Any comments on this?

Yes, it's slower because AR  needs to know your table reference. If you use a cahce method (APC, MemCache, etc), the AR will query the table definition the first time and then it will use the cached table definition.

Try it with APC!

First, the efficient of AR is relative to other AR implementations, not with direct SQL.

Since you are joining clothes with two HAS_MANY/MANY_MANY relations, AR would use 3 queries. The other 6 queries are for retrieving the meta information about DB tables, which can be saved if you turn on CDbConnection::schemaCachingDuration as described in the Guide.

Now the question is whether these 3 queries will be slower or faster than your single big query. This actually depends on the underlying data. If your DB contains only a little test data, your single big query would certain be faster because it requires less queries. However, let's say you have 1000 clothes, each belonging to 3 categories each having 10 sizes. Your single query approach will bring back 30K rows of data. As you know, this number will increase rapidly. Using AR's approach, we only need to bring back (1000+number of category+number of size) rows of data.

Thanks for clarifying it!

Yes, I missed that thing with caching table metadata, it should be extremely useful feature :)

Well, I understand about 3 queries, but currently I simulated real DB I'll have (I wrote data generator).
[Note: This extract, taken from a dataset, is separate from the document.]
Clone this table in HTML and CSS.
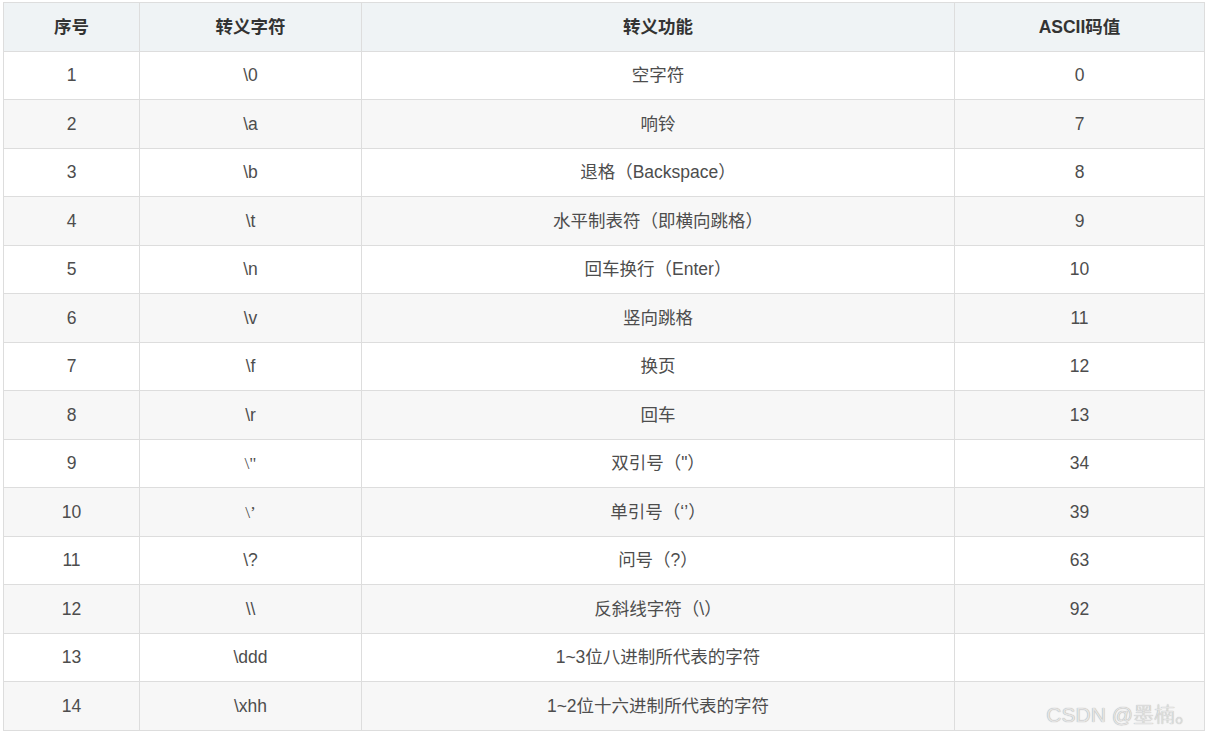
FILE: index.html
```html
<!DOCTYPE html>
<html lang="zh-CN">
<head>
<meta charset="utf-8">
<title>转义字符</title>
<link rel="stylesheet" href="styles.css">
</head>
<body>
<div class="wrap">
<table class="esc">
<colgroup><col class="c1"><col class="c2"><col class="c3"><col class="c4"></colgroup>
<thead>
<tr><th>序号</th><th>转义字符</th><th>转义功能</th><th>ASCII码值</th></tr>
</thead>
<tbody>
<tr><td>1</td><td>\0</td><td>空字符</td><td>0</td></tr>
<tr><td>2</td><td>\a</td><td>响铃</td><td>7</td></tr>
<tr><td>3</td><td>\b</td><td>退格（Backspace）</td><td>8</td></tr>
<tr><td>4</td><td>\t</td><td>水平制表符（即横向跳格）</td><td>9</td></tr>
<tr><td>5</td><td>\n</td><td>回车换行（Enter）</td><td>10</td></tr>
<tr><td>6</td><td>\v</td><td>竖向跳格</td><td>11</td></tr>
<tr><td>7</td><td>\f</td><td>换页</td><td>12</td></tr>
<tr><td>8</td><td>\r</td><td>回车</td><td>13</td></tr>
<tr><td>9</td><td class="serif">\"</td><td>双引号（"）</td><td>34</td></tr>
<tr><td>10</td><td class="serif">\’</td><td>单引号（‘’）</td><td>39</td></tr>
<tr><td>11</td><td>\?</td><td>问号（?）</td><td>63</td></tr>
<tr><td>12</td><td>\\</td><td>反斜线字符（\）</td><td>92</td></tr>
<tr><td>13</td><td>\ddd</td><td>1~3位八进制所代表的字符</td><td></td></tr>
<tr><td>14</td><td>\xhh</td><td>1~2位十六进制所代表的字符</td><td></td></tr>
</tbody>
</table>
<div class="mark">CSDN @墨楠。</div>
</div>
</body>
</html>
```
FILE: styles.css
```css
html, body {
  margin: 0;
  padding: 0;
  background: #ffffff;
}
body {
  padding: 2px 2px 0 3px;
  font-family: "Liberation Sans", Arial, "Noto Sans CJK SC", sans-serif;
}
.wrap {
  position: relative;
}
.esc {
  border-collapse: collapse;
  width: 1201px;
  table-layout: fixed;
  font-size: 17.5px;
  color: #4d4d4d;
}
.c1 { width: 136px; }
.c2 { width: 222px; }
.c3 { width: 593px; }
.c4 { width: 250px; }
.esc th, .esc td {
  border: 1px solid #dddddd;
  text-align: center;
  vertical-align: middle;
  padding: 0 8px;
  height: 47.5px;
  line-height: 24px;
}
.esc th {
  background: #eff3f5;
  color: #333333;
  font-weight: bold;
}
.esc tbody tr:nth-child(even) td {
  background: #f7f7f7;
}
.esc td.serif {
  font-family: "Liberation Serif", "Times New Roman", serif;
}
.mark {
  position: absolute;
  right: 8px;
  bottom: 3px;
  font-size: 21px;
  font-weight: 300;
  color: #e4e4e4;
  text-shadow: 0 0 1px rgba(0, 0, 0, 0.4);
  font-family: "Liberation Sans", Arial, "Noto Sans CJK SC", sans-serif;
  pointer-events: none;
}
```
Data is meaningless, but number of records and relations are correct. And SQL seems to be much more efficient. It has 10K records in products table and around 200-500 in others (sure, MUCH more in cross-tables).

I think, that joins are better in most cases when you have correct indexes, it does a good job helping DB to join tables.

By the way, when I was testing JOIN vs 2 queries approach (having field with comma-delimited IDs instead of cross-table), 2 queries approach appeared to be only 2-5% faster, but only with a table, that had 500K+ of records. And was slower until number of records reached 300K.

I think, if there is an option in active records, how to compose queries - large with joins or some small ones, that would be excellent!

Well, you have to consider the time of processing those rows. If AR needs to read 10K rows of data, remove duplicated ones (inevitable in the single query approach), and generate the corresponding AR objects, it may take much more time than the current algorithm. Another drawback with single query approach is that the LIMIT feature will be difficult (or inefficient) to implement.

Yes, but PHP processing is much faster, that SQL SELECT. However, I agree, that is it non-trivial and generic algorithm may take longer…

By the way, I posted this in another thread, how about allowing SQL queries in relations? Is it possible to make such changes in AR, so instead of passing a number of arguments, user puts simply SQL code, that selects all fields needed for the correspondent AR.

Is it possible to implement this option in the future? I you tell me how, maybe I can help in this, cause I like Yii and this AR idea… Simply want to make it more efficient :)

Do you mean allowing using raw SQL for relational queries?

Yes. Raw SQL, where I'll be able to use some placeholder like [ID] for the value of the primary key of the parent record and that SQL code will load all fields needed for the AR instance needed.

For example, we have AR User and AR Post, but want to load only the posts, which don't have comments. So we write something like



public function relations()


{


return array(


'posts' => array('Post', 'SELECT p.* FROM Post p INNER JOIN Comment c ON p.postID=c.postID WHERE count(c.commentID)=0 AND p.userID=[userID] GROUP BY p.postID')


);


}


All AR does is executing that query, but substituting actual userID instead of [userID].

Yes, there will be a problem when we have a collection of users, we'll have to execute a query for each user… But for one user it saves the convenience of AR, when you can write

$posts = User::model()->findByPk(10)->posts

and at the same time doesn't limit you in writing the queries…

A for me, SQL is much more simple, but I know - that’s not AR’s problem :)

Could you please create a ticket about this? I will think about it and perhaps add some other convenience design about using RAR. Thanks.

ooops, I've created an issue, it is marked as defect. Could yo change it to enhancement? I didn't find where I can set this…

I think this is probably the limit of the AR design, push it any further and it will degenerate into a complex beast. All designs have their trade-offs, for AR  the trade-off is in the joins and aggregation.

There are many other queries that is not feasible to manage in an AR design, for example, sub-queries, unions. Some sql variants allow you to do the following:

http://thedailywtf.c…-Madlebrot.aspx

I think this could be something that SQLMap could help. An interesting task would be how to integrate SQLMap with AR, at least partially.